- [The exercise]: Among these lines, how many include "components"? Answer only with the number.

※

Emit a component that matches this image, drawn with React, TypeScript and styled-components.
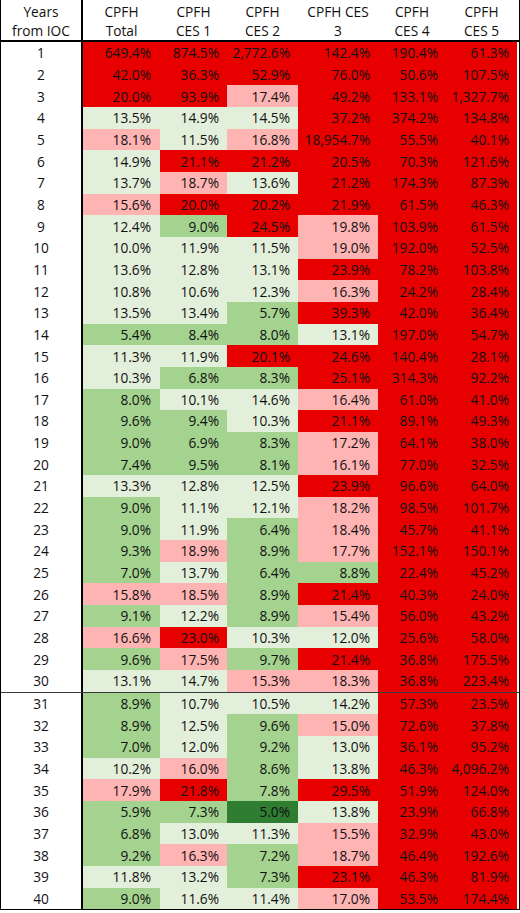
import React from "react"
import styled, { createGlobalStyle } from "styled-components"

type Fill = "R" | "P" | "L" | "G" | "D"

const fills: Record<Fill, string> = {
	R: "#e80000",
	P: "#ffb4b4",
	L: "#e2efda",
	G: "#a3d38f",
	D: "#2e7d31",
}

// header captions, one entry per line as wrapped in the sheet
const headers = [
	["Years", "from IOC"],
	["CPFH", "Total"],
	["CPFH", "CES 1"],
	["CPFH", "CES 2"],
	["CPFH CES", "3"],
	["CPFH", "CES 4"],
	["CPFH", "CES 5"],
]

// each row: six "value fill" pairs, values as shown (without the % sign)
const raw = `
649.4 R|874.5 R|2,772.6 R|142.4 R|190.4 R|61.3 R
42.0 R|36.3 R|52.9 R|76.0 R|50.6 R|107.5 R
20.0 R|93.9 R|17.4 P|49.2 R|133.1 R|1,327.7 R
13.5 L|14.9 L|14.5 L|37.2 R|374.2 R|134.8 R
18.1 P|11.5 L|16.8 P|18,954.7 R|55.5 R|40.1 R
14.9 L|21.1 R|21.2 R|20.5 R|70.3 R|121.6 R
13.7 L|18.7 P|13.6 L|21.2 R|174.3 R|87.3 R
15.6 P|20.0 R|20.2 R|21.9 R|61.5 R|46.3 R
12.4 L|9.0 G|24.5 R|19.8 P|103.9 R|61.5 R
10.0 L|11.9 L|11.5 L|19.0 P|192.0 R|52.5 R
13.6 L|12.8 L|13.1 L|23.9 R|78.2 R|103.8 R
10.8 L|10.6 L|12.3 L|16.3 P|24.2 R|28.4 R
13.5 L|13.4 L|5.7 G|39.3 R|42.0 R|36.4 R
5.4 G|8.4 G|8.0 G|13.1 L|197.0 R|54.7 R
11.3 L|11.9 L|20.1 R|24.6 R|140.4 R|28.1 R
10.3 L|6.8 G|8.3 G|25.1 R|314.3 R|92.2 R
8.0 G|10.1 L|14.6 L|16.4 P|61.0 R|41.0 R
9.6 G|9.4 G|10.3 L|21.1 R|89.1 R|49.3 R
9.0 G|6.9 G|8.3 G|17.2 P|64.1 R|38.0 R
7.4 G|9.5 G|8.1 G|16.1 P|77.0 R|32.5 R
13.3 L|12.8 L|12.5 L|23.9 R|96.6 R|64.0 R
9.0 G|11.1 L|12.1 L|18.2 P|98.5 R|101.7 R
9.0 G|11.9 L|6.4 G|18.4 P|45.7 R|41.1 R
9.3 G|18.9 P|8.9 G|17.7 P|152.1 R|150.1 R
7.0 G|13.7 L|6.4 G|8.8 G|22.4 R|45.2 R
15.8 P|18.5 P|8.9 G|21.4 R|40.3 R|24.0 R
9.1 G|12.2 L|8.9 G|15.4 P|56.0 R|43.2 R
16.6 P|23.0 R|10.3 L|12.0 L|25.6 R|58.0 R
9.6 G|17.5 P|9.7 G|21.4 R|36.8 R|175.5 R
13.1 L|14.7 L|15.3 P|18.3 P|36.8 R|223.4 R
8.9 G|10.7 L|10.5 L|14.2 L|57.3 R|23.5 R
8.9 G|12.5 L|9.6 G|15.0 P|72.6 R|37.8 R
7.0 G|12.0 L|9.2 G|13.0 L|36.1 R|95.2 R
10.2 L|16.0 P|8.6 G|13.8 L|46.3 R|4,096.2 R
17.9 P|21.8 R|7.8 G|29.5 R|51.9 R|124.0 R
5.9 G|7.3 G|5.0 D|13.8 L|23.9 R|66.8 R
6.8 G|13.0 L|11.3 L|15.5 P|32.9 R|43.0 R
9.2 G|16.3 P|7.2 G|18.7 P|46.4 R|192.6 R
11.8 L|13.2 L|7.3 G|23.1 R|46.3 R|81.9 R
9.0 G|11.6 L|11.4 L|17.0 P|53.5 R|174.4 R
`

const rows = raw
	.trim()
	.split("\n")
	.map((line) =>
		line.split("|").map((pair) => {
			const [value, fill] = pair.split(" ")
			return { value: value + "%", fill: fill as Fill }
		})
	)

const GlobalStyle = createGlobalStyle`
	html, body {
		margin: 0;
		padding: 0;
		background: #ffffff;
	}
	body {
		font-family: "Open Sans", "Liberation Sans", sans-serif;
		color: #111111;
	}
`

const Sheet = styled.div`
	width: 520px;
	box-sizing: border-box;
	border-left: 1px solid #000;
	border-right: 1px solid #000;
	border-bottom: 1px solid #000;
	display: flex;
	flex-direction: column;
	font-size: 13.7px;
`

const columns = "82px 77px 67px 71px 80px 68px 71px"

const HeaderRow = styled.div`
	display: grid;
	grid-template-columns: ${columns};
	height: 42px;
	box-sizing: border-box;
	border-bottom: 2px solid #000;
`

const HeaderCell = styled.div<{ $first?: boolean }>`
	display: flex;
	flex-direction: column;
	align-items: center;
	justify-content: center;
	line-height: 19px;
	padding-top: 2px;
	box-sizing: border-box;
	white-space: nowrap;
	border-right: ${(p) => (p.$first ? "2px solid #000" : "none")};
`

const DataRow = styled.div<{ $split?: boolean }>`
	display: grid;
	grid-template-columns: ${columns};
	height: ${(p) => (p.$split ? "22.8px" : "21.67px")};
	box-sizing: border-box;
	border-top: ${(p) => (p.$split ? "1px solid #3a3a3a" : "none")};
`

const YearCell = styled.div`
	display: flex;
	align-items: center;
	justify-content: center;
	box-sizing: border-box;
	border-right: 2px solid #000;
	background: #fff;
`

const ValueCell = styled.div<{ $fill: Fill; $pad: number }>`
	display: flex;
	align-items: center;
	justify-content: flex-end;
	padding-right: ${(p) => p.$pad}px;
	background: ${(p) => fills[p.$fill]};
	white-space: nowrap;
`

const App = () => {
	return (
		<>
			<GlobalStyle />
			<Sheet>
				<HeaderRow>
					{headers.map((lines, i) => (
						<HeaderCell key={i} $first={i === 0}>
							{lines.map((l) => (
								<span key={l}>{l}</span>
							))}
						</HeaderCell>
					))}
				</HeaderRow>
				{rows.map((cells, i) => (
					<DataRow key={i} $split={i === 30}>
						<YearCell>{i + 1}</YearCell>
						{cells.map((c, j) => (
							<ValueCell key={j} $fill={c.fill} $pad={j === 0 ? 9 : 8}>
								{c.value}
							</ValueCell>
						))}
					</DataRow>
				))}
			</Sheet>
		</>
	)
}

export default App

※

- [Task response]: 2